Everyone’s estate plan is unique, and no two divorces are alike. However, let’s look at some changes you’ll at least want to consider.

Powers of attorney (POA) and other administrative authorities

If you no longer want your soon-to-be-ex to have POA over your finances and/or health care if you become incapacitated, you can choose someone else at any time. If you’re giving someone else POA over your health care, you’ll need to make that change in your advance directive or another document you have in place that states your wishes for end-of-life care.

If your spouse is the designated executor of your estate and/or the trustee of any trusts, you can designate someone else at any time. Those are changes you have to make directly in your estate planning documents.

Inheritances like wills and trusts

Most people make their spouse the primary beneficiary for their assets in their will or living trust. If you wish to remove them as an heir, it’s probably best to do so after the divorce is final.
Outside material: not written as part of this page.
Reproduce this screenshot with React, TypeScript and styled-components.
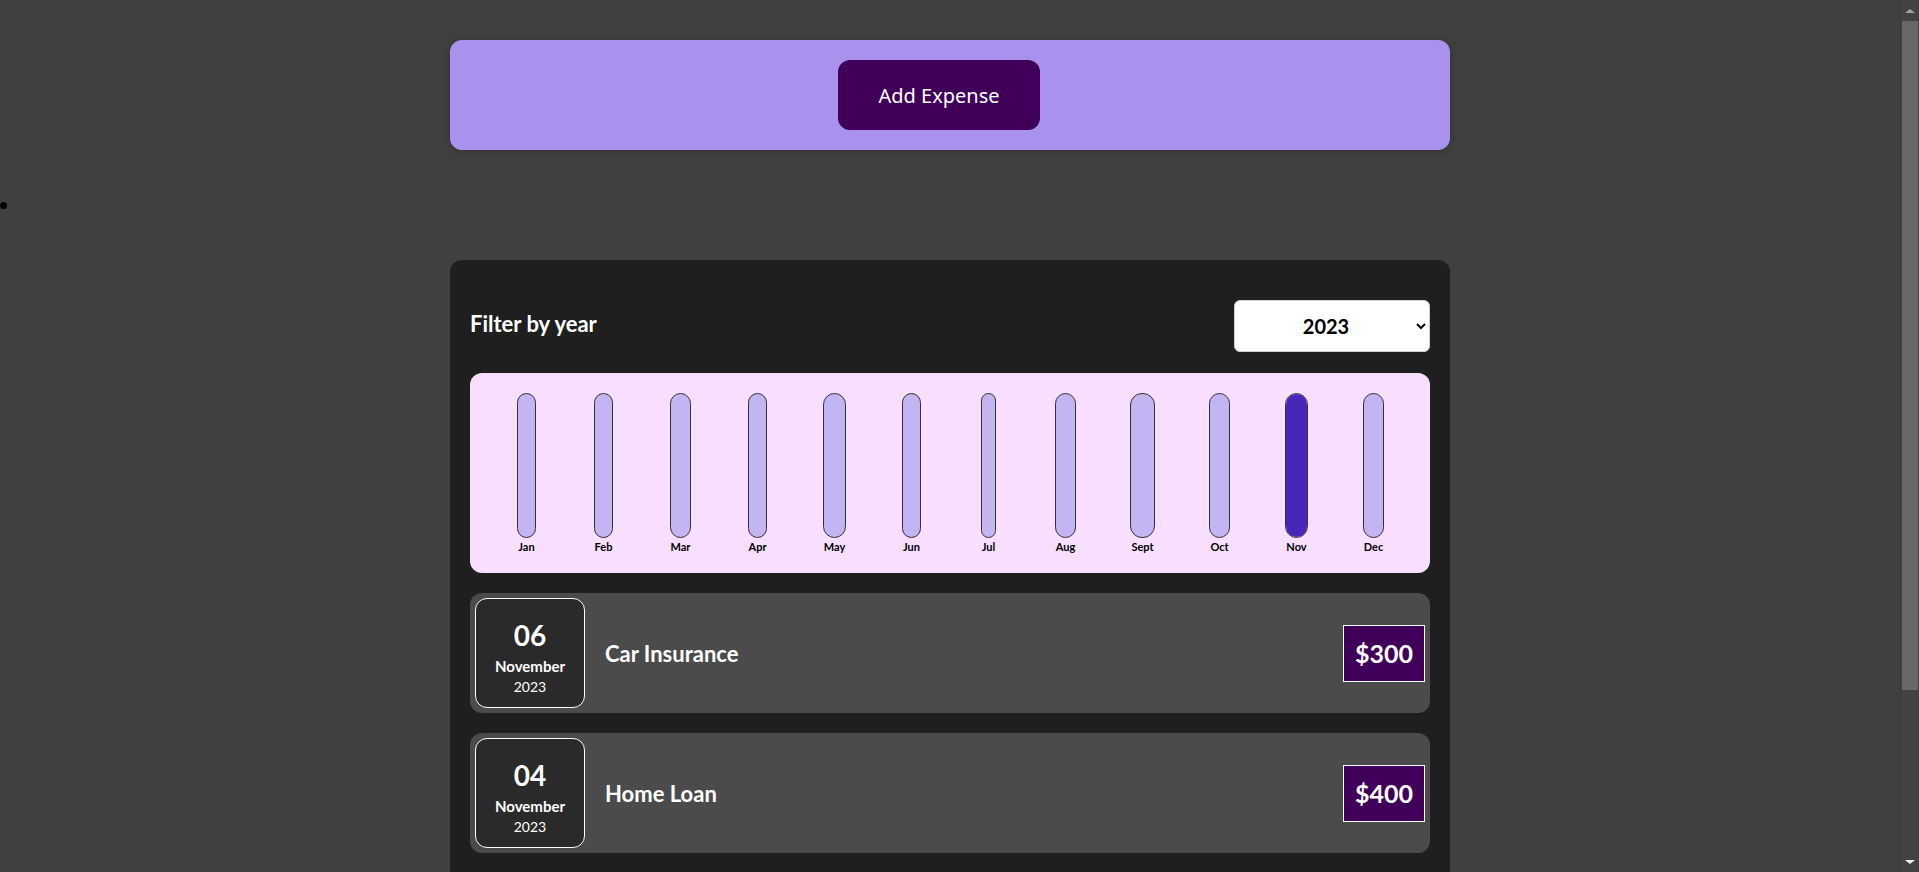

In Colorado, as in most states, surviving spouses who have been disinherited have the right to seek an “elective share” of an estate.

If your spouse is listed as a designated beneficiary on any of your investment or retirement accounts, you’ll need to make any changes directly with the institution that holds the accounts. Making the change in your estate plan isn’t enough. It’s typically best to wait until you and your spouse have reached a property division agreement to make these changes so that nothing conflicts with any court orders in your divorce.

As noted, everyone’s situation is unique. That’s why it’s crucial to have sound legal guidance as you make these changes to your estate plan during and after your divorce.